When the first phase of the REDD strategy was unveiled—a two year “moratorium” on the granting of new permits for logging and the conversion of peatlands–it was a huge victory for the palm oil giants, due to major loopholes which let existing permits be extended, exempted land slated for energy extraction, and excluded disturbed or secondary forests. Upon its announcement, Agus Purnomo, Indonesia’s climate change advisor noted that: “We are not banning firms for palm oil expansion. We are just advising them to do so on secondary forests.”

In a presentation to Wall Street investors in September 2012, Indonesia’s President Yudhoyono revealed his true vision for Indonesia: “You can find almost everything in Indonesia: oil and gas, coal, geothermal energy, tin, copper, nickel, aluminum, bauxite, iron, cacao, coffee. When it comes to oil, we have oil underground, under the sea and even above the ground: palm oil.” A few hours later he received the first ever “Valuing Nature Award” from the World Resources Institute, Nature Conservancy, and World Wide Fund for Nature, for his “leadership in recognizing the importance of natural resources and working to conserve them.”

In 2011, Indonesia’s national land authority reported over 3,500 palm oil related land disputes across the country. In December 2012, Survival International declared that “Indonesia treats its indigenous and tribal people…worse than any other country in the world.”

Plan Nord & Canada’s War on Aboriginal Peoples

While Canada is well known for its tar sands gigaproject in Alberta which has devastated Indigenous lands in the region, another massive project is sliding under the radar: Quebec’s Plan Nord is an $80 billion industrial infrastructure project that will “fast-track [the extraction of] iron ore, gold, uranium, diamonds and other natural resources from the territory of Québec, north of the 49th parallel.”

It is part of an emerging global trend to exploit the warming climate by moving industrial development and resource extraction further and further north.

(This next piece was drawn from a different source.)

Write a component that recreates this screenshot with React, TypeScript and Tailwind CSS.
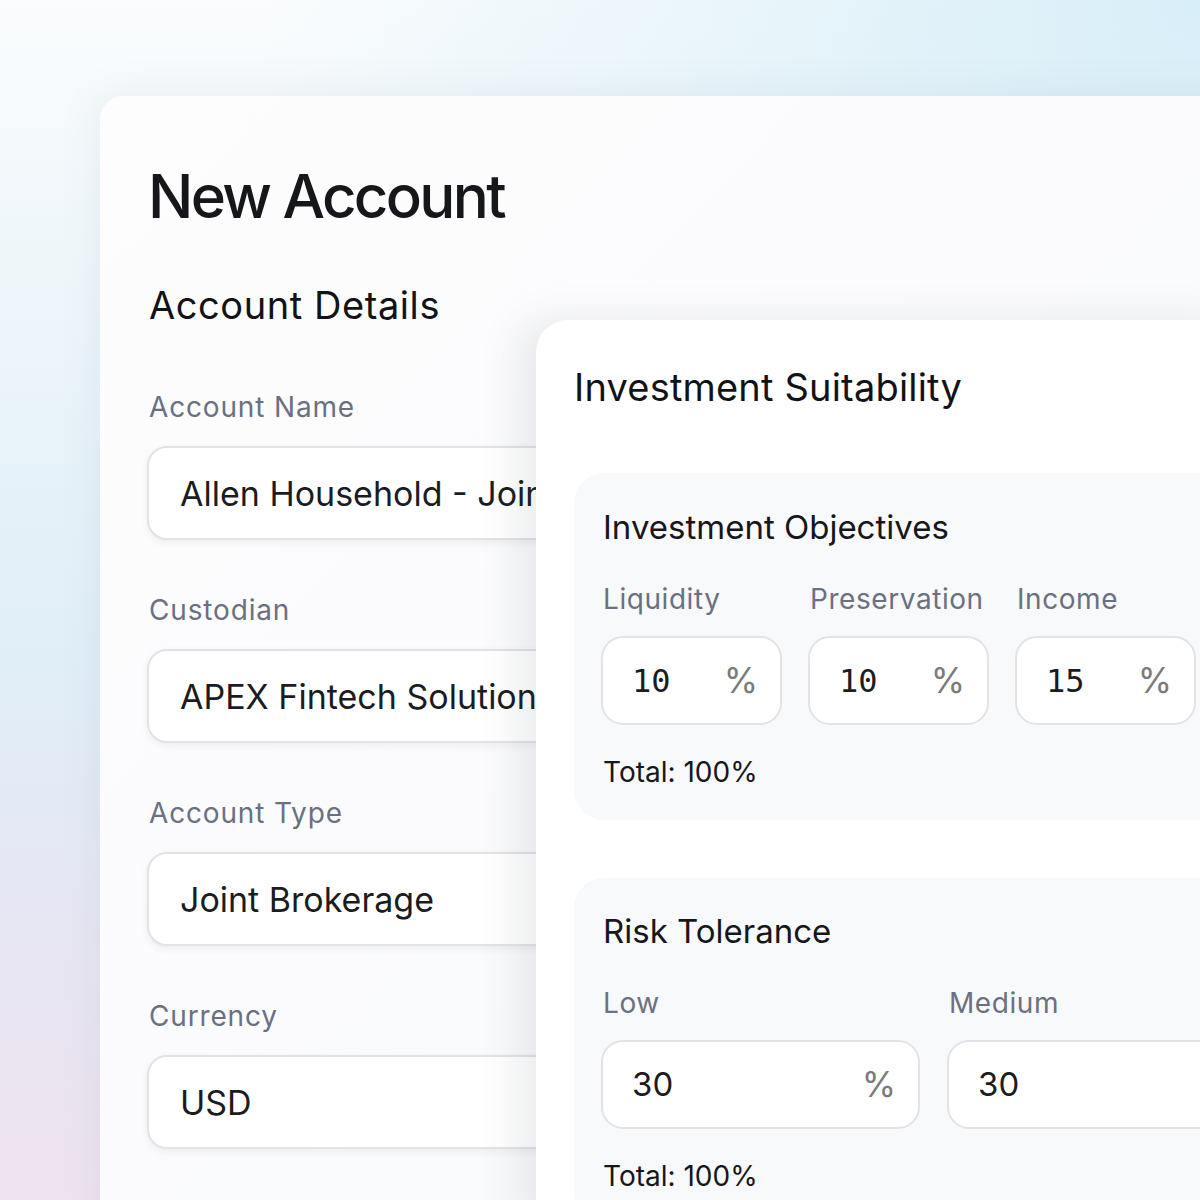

At Rio+20, however, former Quebec premier Jean Charest sold Plan Nord as the “global model” for sustainable development, since it grants twenty percent of the territory protected status (leaving 80% open for development), and invests $47 billion in 3,000 megawatts of new hydroelectricity. Far from sustainable, however, these new hydroelectric dams will destroy some of the largest and most pristine rivers on the planet, flooding vast expanses of Indigenous land and releasing immense quantities of methane, a greenhouse gas twenty times more potent than CO2.

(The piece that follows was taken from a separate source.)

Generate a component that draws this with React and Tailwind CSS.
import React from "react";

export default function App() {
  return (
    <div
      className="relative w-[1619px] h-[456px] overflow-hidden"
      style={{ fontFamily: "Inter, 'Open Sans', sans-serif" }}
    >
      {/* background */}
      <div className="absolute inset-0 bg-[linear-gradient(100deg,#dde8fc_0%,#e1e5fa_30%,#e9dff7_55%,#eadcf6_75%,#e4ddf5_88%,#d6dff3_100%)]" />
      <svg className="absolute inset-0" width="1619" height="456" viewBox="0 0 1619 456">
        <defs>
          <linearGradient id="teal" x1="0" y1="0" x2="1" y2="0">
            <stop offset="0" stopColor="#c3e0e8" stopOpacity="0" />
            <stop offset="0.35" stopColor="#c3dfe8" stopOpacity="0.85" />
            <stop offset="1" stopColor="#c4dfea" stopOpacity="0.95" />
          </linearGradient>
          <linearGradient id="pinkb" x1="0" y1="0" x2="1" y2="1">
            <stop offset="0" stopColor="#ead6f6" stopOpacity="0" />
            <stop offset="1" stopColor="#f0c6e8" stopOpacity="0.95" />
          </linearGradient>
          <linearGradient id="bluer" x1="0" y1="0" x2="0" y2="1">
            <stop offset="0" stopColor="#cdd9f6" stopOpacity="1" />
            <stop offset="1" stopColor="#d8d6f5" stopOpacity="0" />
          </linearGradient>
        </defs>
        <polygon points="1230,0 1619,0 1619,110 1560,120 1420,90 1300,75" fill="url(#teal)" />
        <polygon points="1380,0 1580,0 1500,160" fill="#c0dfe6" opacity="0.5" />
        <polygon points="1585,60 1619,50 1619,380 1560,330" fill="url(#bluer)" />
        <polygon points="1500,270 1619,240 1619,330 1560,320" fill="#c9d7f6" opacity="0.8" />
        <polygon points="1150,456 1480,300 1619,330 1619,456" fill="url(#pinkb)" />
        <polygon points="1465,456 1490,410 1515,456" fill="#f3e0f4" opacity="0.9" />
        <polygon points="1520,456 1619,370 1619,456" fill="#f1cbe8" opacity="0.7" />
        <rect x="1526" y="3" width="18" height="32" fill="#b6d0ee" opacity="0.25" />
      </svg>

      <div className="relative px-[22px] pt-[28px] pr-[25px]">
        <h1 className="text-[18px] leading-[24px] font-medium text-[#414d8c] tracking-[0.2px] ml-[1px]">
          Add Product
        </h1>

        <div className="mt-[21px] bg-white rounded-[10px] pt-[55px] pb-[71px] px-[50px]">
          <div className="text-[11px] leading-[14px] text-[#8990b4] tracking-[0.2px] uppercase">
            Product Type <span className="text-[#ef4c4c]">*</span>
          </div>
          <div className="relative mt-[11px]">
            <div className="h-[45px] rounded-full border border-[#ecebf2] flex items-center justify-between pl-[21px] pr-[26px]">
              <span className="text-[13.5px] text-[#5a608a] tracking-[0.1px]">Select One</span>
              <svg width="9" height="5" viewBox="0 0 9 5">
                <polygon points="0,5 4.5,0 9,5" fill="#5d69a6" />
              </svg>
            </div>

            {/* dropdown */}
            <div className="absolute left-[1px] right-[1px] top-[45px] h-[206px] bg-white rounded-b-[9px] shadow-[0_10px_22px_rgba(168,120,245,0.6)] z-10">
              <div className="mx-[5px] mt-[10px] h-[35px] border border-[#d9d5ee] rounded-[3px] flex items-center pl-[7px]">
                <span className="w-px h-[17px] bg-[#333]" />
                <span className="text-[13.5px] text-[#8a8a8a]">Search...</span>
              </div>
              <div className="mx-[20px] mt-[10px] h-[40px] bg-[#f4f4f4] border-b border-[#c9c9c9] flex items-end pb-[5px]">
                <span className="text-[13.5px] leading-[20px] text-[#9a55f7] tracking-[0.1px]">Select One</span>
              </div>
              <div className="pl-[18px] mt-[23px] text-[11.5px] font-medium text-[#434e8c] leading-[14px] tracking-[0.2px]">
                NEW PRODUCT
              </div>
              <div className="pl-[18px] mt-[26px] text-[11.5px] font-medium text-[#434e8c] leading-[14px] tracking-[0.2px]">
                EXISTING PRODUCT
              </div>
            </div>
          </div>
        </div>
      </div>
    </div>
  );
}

While Charest sold Plan Nord to international investors, a group of Innu people blockaded roads to stop construction of the mega-dams and transmission lines that were moving ahead without their consent. Plan Nord, no matter how it is branded, is a sure death sentence for Quebec’s last intact wild rivers and boreal forests, and the cultures that depend on them. For the original Innu inhabitants, Plan Nord represents the final chapter of a long history of oppression.

Building the Global Movement for Real Solutions

As we pointed out in the beginning of The Green Shock Doctrine, turning land, life, and livelihoods into market commodities for the benefit of global elites is antithetical to buen vivir: life in harmony between humans, communities, and the natural environment, devoid of commodification. With buen vivir, work is not a job to make others wealthier, but a livelihood that is sustaining and fulfilling.

Achieving buen vivir requires an understanding that climate change is at once a social and environmental justice issue, an ecological issue, and an issue of economic and political domination that must be addressed through broad and visionary alliances.

Buen vivir and the many solutions to global warming will come, not from the top down, but from communities working together to identify truly sustainable solutions that are both decentralized and recognize the importance of local control and bioregional distinctions.

Movements will succeed when they make business as usual impossible. As climate chaos escalates, so must our resistance. Any real change is going to have to come from a powerful, diverse, and radicalized grassroots movement that takes important lessons from the successes and failures of previous movements, and which has a clear analysis of the root causes and key actors driving the problem.